* Begin RECORDED DATA *

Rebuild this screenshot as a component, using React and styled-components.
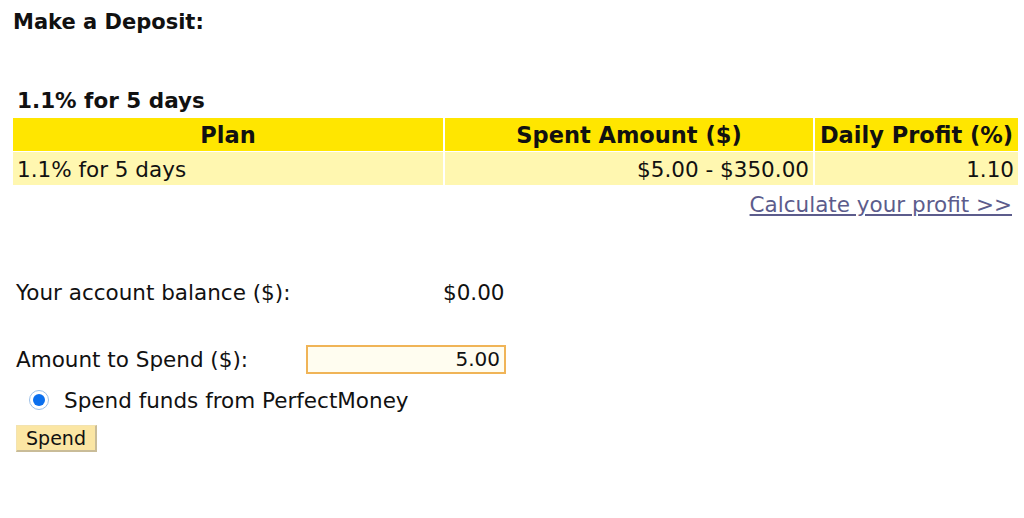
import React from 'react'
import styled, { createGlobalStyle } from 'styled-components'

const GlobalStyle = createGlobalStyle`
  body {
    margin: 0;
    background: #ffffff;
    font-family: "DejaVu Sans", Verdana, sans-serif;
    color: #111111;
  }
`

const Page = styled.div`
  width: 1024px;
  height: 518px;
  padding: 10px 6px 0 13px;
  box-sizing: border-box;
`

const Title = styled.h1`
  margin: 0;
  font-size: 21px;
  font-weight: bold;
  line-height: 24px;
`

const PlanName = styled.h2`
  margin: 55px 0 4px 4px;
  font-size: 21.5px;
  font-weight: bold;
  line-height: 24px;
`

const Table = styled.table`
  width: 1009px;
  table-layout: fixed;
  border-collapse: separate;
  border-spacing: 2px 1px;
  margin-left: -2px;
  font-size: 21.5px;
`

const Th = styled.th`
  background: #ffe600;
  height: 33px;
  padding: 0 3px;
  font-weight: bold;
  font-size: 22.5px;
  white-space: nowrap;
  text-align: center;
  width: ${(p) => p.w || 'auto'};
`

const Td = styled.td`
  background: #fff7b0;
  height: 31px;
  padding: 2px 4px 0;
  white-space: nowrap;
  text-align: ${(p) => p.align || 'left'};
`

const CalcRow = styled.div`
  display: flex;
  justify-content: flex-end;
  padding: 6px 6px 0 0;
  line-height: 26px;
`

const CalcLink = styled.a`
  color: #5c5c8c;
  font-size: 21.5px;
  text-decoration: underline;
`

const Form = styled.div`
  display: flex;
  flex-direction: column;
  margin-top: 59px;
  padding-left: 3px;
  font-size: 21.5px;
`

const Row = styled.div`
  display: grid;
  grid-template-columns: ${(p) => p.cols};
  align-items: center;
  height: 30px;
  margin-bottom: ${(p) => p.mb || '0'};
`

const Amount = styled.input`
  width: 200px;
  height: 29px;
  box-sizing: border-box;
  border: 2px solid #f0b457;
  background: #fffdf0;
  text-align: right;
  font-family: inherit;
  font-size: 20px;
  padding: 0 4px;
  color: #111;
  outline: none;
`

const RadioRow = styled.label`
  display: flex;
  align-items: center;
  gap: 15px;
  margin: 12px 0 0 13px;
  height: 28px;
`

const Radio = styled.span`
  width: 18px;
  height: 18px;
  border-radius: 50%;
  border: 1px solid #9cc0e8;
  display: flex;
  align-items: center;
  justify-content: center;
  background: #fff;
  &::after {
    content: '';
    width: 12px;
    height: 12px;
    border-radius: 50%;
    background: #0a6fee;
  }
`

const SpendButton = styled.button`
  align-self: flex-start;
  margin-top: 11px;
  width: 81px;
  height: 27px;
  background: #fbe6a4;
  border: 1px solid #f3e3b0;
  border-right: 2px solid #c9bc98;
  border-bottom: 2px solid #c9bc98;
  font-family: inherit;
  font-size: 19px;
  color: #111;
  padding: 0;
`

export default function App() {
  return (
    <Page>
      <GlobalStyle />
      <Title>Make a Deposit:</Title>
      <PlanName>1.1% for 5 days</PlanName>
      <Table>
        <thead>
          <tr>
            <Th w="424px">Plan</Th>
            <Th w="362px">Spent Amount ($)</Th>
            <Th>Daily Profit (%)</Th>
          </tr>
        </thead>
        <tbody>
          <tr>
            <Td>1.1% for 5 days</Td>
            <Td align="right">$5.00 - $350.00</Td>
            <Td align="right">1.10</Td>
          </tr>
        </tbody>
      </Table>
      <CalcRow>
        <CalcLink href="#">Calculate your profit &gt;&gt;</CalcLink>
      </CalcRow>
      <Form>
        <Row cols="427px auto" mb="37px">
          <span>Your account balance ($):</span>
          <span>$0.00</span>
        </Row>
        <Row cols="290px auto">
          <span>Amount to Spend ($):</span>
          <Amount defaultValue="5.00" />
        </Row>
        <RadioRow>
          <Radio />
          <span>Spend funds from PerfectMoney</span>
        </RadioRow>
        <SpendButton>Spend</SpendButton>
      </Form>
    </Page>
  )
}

* End RECORDED DATA *

The data above needs to be retyped exactly, with the images left out.

Rebuild this screenshot as a component, using React and styled-components.
import React from 'react'
import styled, { createGlobalStyle } from 'styled-components'

const GlobalStyle = createGlobalStyle`
  body {
    margin: 0;
    background: #ffffff;
    font-family: "DejaVu Sans", Verdana, sans-serif;
    color: #111111;
  }
`

const Page = styled.div`
  width: 1024px;
  height: 518px;
  padding: 10px 6px 0 13px;
  box-sizing: border-box;
`

const Title = styled.h1`
  margin: 0;
  font-size: 21px;
  font-weight: bold;
  line-height: 24px;
`

const PlanName = styled.h2`
  margin: 55px 0 4px 4px;
  font-size: 21.5px;
  font-weight: bold;
  line-height: 24px;
`

const Table = styled.table`
  width: 1009px;
  table-layout: fixed;
  border-collapse: separate;
  border-spacing: 2px 1px;
  margin-left: -2px;
  font-size: 21.5px;
`

const Th = styled.th`
  background: #ffe600;
  height: 33px;
  padding: 0 3px;
  font-weight: bold;
  font-size: 22.5px;
  white-space: nowrap;
  text-align: center;
  width: ${(p) => p.w || 'auto'};
`

const Td = styled.td`
  background: #fff7b0;
  height: 31px;
  padding: 2px 4px 0;
  white-space: nowrap;
  text-align: ${(p) => p.align || 'left'};
`

const CalcRow = styled.div`
  display: flex;
  justify-content: flex-end;
  padding: 6px 6px 0 0;
  line-height: 26px;
`

const CalcLink = styled.a`
  color: #5c5c8c;
  font-size: 21.5px;
  text-decoration: underline;
`

const Form = styled.div`
  display: flex;
  flex-direction: column;
  margin-top: 59px;
  padding-left: 3px;
  font-size: 21.5px;
`

const Row = styled.div`
  display: grid;
  grid-template-columns: ${(p) => p.cols};
  align-items: center;
  height: 30px;
  margin-bottom: ${(p) => p.mb || '0'};
`

const Amount = styled.input`
  width: 200px;
  height: 29px;
  box-sizing: border-box;
  border: 2px solid #f0b457;
  background: #fffdf0;
  text-align: right;
  font-family: inherit;
  font-size: 20px;
  padding: 0 4px;
  color: #111;
  outline: none;
`

const RadioRow = styled.label`
  display: flex;
  align-items: center;
  gap: 15px;
  margin: 12px 0 0 13px;
  height: 28px;
`

const Radio = styled.span`
  width: 18px;
  height: 18px;
  border-radius: 50%;
  border: 1px solid #9cc0e8;
  display: flex;
  align-items: center;
  justify-content: center;
  background: #fff;
  &::after {
    content: '';
    width: 12px;
    height: 12px;
    border-radius: 50%;
    background: #0a6fee;
  }
`

const SpendButton = styled.button`
  align-self: flex-start;
  margin-top: 11px;
  width: 81px;
  height: 27px;
  background: #fbe6a4;
  border: 1px solid #f3e3b0;
  border-right: 2px solid #c9bc98;
  border-bottom: 2px solid #c9bc98;
  font-family: inherit;
  font-size: 19px;
  color: #111;
  padding: 0;
`

export default function App() {
  return (
    <Page>
      <GlobalStyle />
      <Title>Make a Deposit:</Title>
      <PlanName>1.1% for 5 days</PlanName>
      <Table>
        <thead>
          <tr>
            <Th w="424px">Plan</Th>
            <Th w="362px">Spent Amount ($)</Th>
            <Th>Daily Profit (%)</Th>
          </tr>
        </thead>
        <tbody>
          <tr>
            <Td>1.1% for 5 days</Td>
            <Td align="right">$5.00 - $350.00</Td>
            <Td align="right">1.10</Td>
          </tr>
        </tbody>
      </Table>
      <CalcRow>
        <CalcLink href="#">Calculate your profit &gt;&gt;</CalcLink>
      </CalcRow>
      <Form>
        <Row cols="427px auto" mb="37px">
          <span>Your account balance ($):</span>
          <span>$0.00</span>
        </Row>
        <Row cols="290px auto">
          <span>Amount to Spend ($):</span>
          <Amount defaultValue="5.00" />
        </Row>
        <RadioRow>
          <Radio />
          <span>Spend funds from PerfectMoney</span>
        </RadioRow>
        <SpendButton>Spend</SpendButton>
      </Form>
    </Page>
  )
}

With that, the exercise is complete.